In 2012, 20 years after Rio and 10 after Johannesburg, the United Nations returns to Rio de Janeiro for the so-called Rio+20 summit. This name aptly reflects the dual time horizon of the conference: not only will the past twenty years be evaluated, but also, and above all, the focus is on the future, and especially on the challenges of the coming twenty years. Besides reaffirming the Agenda 21, a number of initiatives were launched, including the Sustainable Development Goals (SDGs). When the Millennium Goals expire, these must form a new, inclusive global agenda. Furthermore, the UN Environmental Programme was strengthened, programmes will be launched to benefit a sustainable economy (Green Economy, Sustainable Consumption and Production ) and energy (sustainable energy for all: SE4All ).
Lastly, it was decided that after 20 years the Commission on Sustainable Development of the Agenda 21 would be replaced by the High-level Political Forum on Sustainable Development (HLPF). The aim is to anchor the management of sustainable development more firmly within the UN framework. Every four years, this body gathers during the General Assembly, the other years the gathering takes place at the ECOSOC.
Watch the full outcome of this conference here.

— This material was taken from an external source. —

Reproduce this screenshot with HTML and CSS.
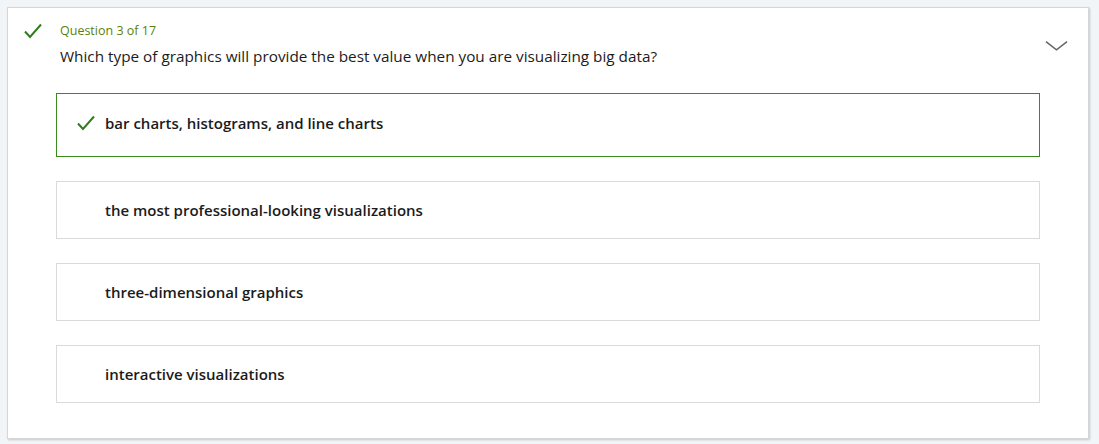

In September 2015 the Sustainable Development Goals (SDGs), which were announced during Rio+20, are formally adopted by the UN General Assembly with the 2030 Agenda for Sustainable Development. These goals are the operational cornerstone, and are complemented by 169 targets. During the coming 15 years, the 2030ASD is an action plan to free humankind from poverty and move the planet onto the path towards sustainability. These goals, which are one and indivisible, reflect the three dimensions of sustainable development: the economic, social and ecological dimensions. The 2030ASD is a unique fusion of the two global agendas of sustainable development and development cooperation. This agenda focuses on 'universality', which means that the implementation must not only take place in the Global South, but the entire planet.
To monitor the progress towards the realization of the goals and targets of the UN, a body of 242 global indicators to measure the 169 targets was presented by UNSTAT in March 2016. A central point of attention is that several indicators must be separated according to relevant categories such as gender, age, geographical situation etc. Broad methodological convergence has been reached for certain indicators, while for others further research must be conducted. It is therefore a list which will certainly evolve in the future. It is also important to remember that these indicators are solely a global impetus, as the member states are urged to further refine the indicators at a national level to ensure accurate measurements.